Cyprus was an English Crown Colony. The British authorities had established a Legislative Council but with no intention of giving Cypriots—either Greek or Turkish—much say in affairs. Greek Cypriots agitated for
enosis
or union with Greece, and the English authorities, with experience gained in other parts of their Empire, played Greeks off against Turks, while feigning impartiality. Only a few decades before the Drays settled in Kyrenia an Englishman living in Karmi was surprised to be taken to task for beating a Cypriot with a stick: ‘Why not? They're only serfs,
'
23
he said.

A revolt against English rule erupted in 1931. Six people died, Government House was burnt to the ground, but the revolt was speedily put down. ‘Ringleaders in Cyprus have been arrested,' Margery wrote in her diary in England, ‘and I expect it will soon be quiet'.
24

Although Eve had briefly attended a day school in Egypt, most of her early education came from a Swiss governess, her first real friend. At twelve she entered Redmoor, a boarding school in Bournemouth on the English south coast, close to Bisterne. Eve kept a daily diary and in 1929 and 1930 she recorded, in cramped script filled with adolescent abbreviations, the daily routines of school life. She listed, in 1929, her team's netball matches (they only lost three times), lacrosse (they only won twice) and games of tennis. She kept a record of exam results for English, French, Latin, Arithmetic, Science, Algebra, Geometry and Music. She was a consistent A student in Latin and French but her other results covered the full range.
25

In 1928, aged fourteen, her class composition for the day was: ‘What I intend to do when I retire'. Eve toyed with the idea of buying a yacht with her friend Kay Brown and sailing, perhaps to the south of France. Another prospect was to go to Egypt to ‘dig about in the ruins of the old tombs and temples. They have always had a great attraction for me [and] I have longed to go and make a name for myself there, by discovering a new language, or something equally striking'. She worried about the heat but happily imagined herself grovelling in the sand ‘with a crowd of natives round to do the dirty work'.
26
Such was ‘archaeology' for an upper middle class girl in the 1920s.

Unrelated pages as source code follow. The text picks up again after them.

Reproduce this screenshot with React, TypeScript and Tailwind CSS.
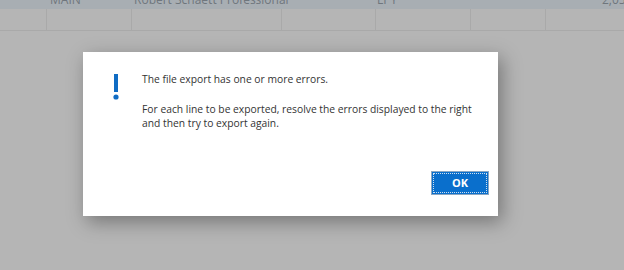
import React from "react";

export default function App() {
  return (
    <div className="relative w-[624px] h-[270px] overflow-hidden bg-[#b5b5b5] font-['Open_Sans',_'Noto_Sans',_sans-serif]">
      <div className="h-[9px] bg-[#a8aeb3] overflow-hidden text-[12px] text-[#6f767d] leading-[14px]">
        <div className="flex -mt-[7px] whitespace-nowrap">
          <span className="ml-[50px] w-[84px] shrink-0">MAIN</span>
          <span className="w-[243px] shrink-0">Robert Schaett Professional</span>
          <span className="w-[225px] shrink-0">LPY</span>
          <span>2,05</span>
        </div>
      </div>
      <div className="flex h-[22px] border-b border-[#a9a9a9]">
        <div className="w-[47px] shrink-0 border-r border-[#a9a9a9]" />
        <div className="w-[85px] shrink-0 border-r border-[#a9a9a9]" />
        <div className="w-[150px] shrink-0 border-r border-[#a9a9a9]" />
        <div className="w-[94px] shrink-0 border-r border-[#a9a9a9]" />
        <div className="w-[95px] shrink-0 border-r border-[#a9a9a9]" />
        <div className="w-[75px] shrink-0 border-r border-[#a9a9a9]" />
        <div className="flex-1" />
      </div>

      <div className="absolute left-[83px] top-[52px] w-[415px] h-[164px] bg-white shadow-[4px_6px_18px_rgba(0,0,0,0.35)]">
        <div className="flex pt-[20px]">
          <div className="w-[59px] shrink-0 pl-[30px] pt-[2px]">
            <svg width="6" height="26" viewBox="0 0 6 26">
              <rect x="1" y="0" width="4" height="18" fill="#0f6cc4" />
              <circle cx="3" cy="23" r="2.6" fill="#0f6cc4" />
            </svg>
          </div>
          <div className="text-[10.3px] leading-[14px] text-[#333333] whitespace-nowrap">
            <p>The file export has one or more errors.</p>
            <p className="mt-[16px]">For each line to be exported, resolve the errors displayed to the right</p>
            <p>and then try to export again.</p>
          </div>
        </div>
        <div className="absolute left-[348px] top-[119px] w-[58px] h-[24px] bg-[#0a6fcc] border border-[#8aa6c2] flex items-center justify-center">
          <div className="absolute inset-[1px] border border-dotted border-[#cfe0f0]" />
          <span className="text-white text-[11px] font-bold">OK</span>
        </div>
      </div>
    </div>
  );
}
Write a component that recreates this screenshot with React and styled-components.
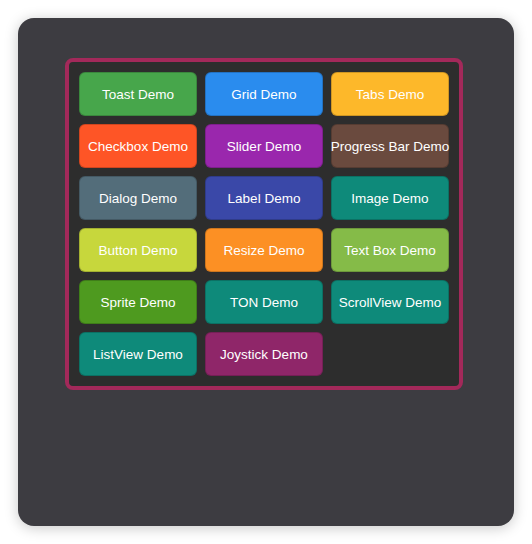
import React from "react";
import styled, { createGlobalStyle } from "styled-components";

const Global = createGlobalStyle`
  html, body { margin: 0; padding: 0; background: #ffffff; }
  body { font-family: "Liberation Sans", Arial, sans-serif; }
`;

const Page = styled.div`
  padding: 18px;
  width: 532px;
  box-sizing: border-box;
`;

const Card = styled.div`
  width: 496px;
  height: 508px;
  box-sizing: border-box;
  background: #3d3c41;
  border-radius: 16px;
  box-shadow: 0 2px 14px rgba(0, 0, 0, 0.22);
  display: flex;
  justify-content: flex-start;
  align-items: flex-start;
  padding: 40px 0 0 47px;
`;

const Panel = styled.div`
  display: grid;
  grid-template-columns: repeat(3, 118px);
  grid-auto-rows: 44px;
  gap: 8px;
  padding: 10px;
  background: #2d2d2d;
  border: 4px solid #a3295a;
  border-radius: 8px;
`;

const DemoButton = styled.button`
  display: flex;
  align-items: center;
  justify-content: center;
  margin: 0;
  padding: 0;
  white-space: nowrap;
  background: ${(p) => p.$bg};
  border: 1px solid rgba(0, 0, 0, 0.18);
  border-radius: 6px;
  color: #ffffff;
  font-family: "Liberation Sans", Arial, sans-serif;
  font-size: 13.5px;
  cursor: pointer;
`;

const demos = [
  ["Toast Demo", "#47a64b"],
  ["Grid Demo", "#2a8cee"],
  ["Tabs Demo", "#fdb82a"],
  ["Checkbox Demo", "#fe5526"],
  ["Slider Demo", "#9a27ad"],
  ["Progress Bar Demo", "#6a4a3e"],
  ["Dialog Demo", "#536d7a"],
  ["Label Demo", "#3a48a8"],
  ["Image Demo", "#0e8a7a"],
  ["Button Demo", "#c7d73c"],
  ["Resize Demo", "#fc9024"],
  ["Text Box Demo", "#85bb48"],
  ["Sprite Demo", "#4e9a1f"],
  ["TON Demo", "#0e8a7a"],
  ["ScrollView Demo", "#0e8a7a"],
  ["ListView Demo", "#0e8a7a"],
  ["Joystick Demo", "#8f2669"],
];

export default function App() {
  return (
    <>
      <Global />
      <Page>
        <Card>
          <Panel>
            {demos.map(([label, bg]) => (
              <DemoButton key={label} $bg={bg}>
                {label}
              </DemoButton>
            ))}
          </Panel>
        </Card>
      </Page>
    </>
  );
}
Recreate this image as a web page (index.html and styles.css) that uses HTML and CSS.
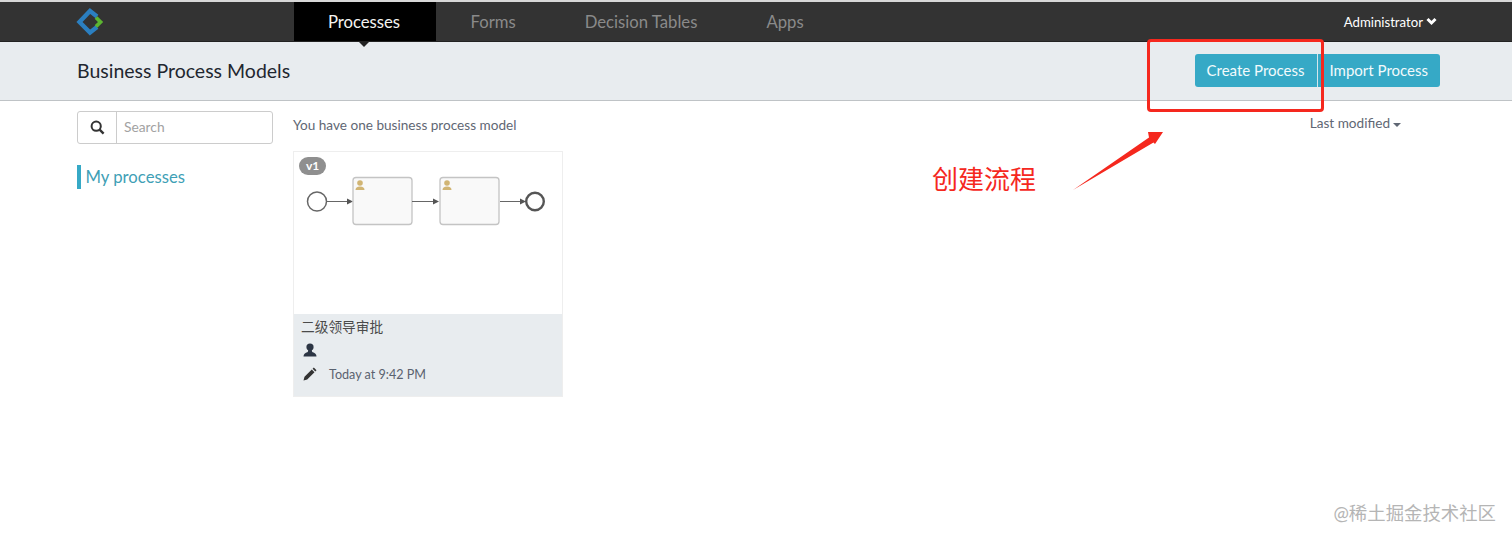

For part of the seven years that Eve spent at Redmoor, Margery Dray returned to England to be close to her daughter and to act as a buffer between Eve and Grannie Mills. Although she knew that her grandmother loved her, Eve resented her control. Animals were Eve's passion and she hoped to train as a vet, but Grannie thought it ‘no job for a lady'. Eve was only allowed the friends Grannie considered acceptable. Once a year Grannie organised a tennis party and Eve prepared a list of the friends she wanted to invite. Sternly checking the list, Grannie struck out those she considered unsuitable. Though outwardly placid, Eve seethed. Not until her late teens did she learn to feign headaches and so avoid unpleasant duties and escape on her own.
27

One further reason for Margery's return to England was that it was decided that Eve should try for Oxford. Whose decision this was is unclear, but it was remarkable. Redmoor was a small provincial school and the Oxbridge exams required more preparation than such a school could give. Eve sat the School Certificate exams twice in 1931, in the hope of increasing her credit and at the end of 1932 sat the Oxford exam. There is no record of her result, but in the middle of 1933, she left Redmoor for good and—her mother felt—with some regret.

Having failed the Oxford exams, Eve entered Royal Holloway College, the women's college attached to the University of London, in November 1933. Between 1933 and 1937 she studied for a general Bachelor of Arts, majoring in French and Mathematics. Student life meant greater freedom and new friends. She joined the university theatrical group, performing in
The Cherry Orchard
and
The Taming of the Shrew
. She joined friends skating or cycling and returned to college late at night. Her ‘family' consisted of ten girls, a large group of students for the time. They were a sporty crowd who played lacrosse and hockey and enjoyed harmless pranks. They dressed the statue of Queen Victoria in cap and gown and ‘ventilated', a method of climbing through the transom window above the door to their study.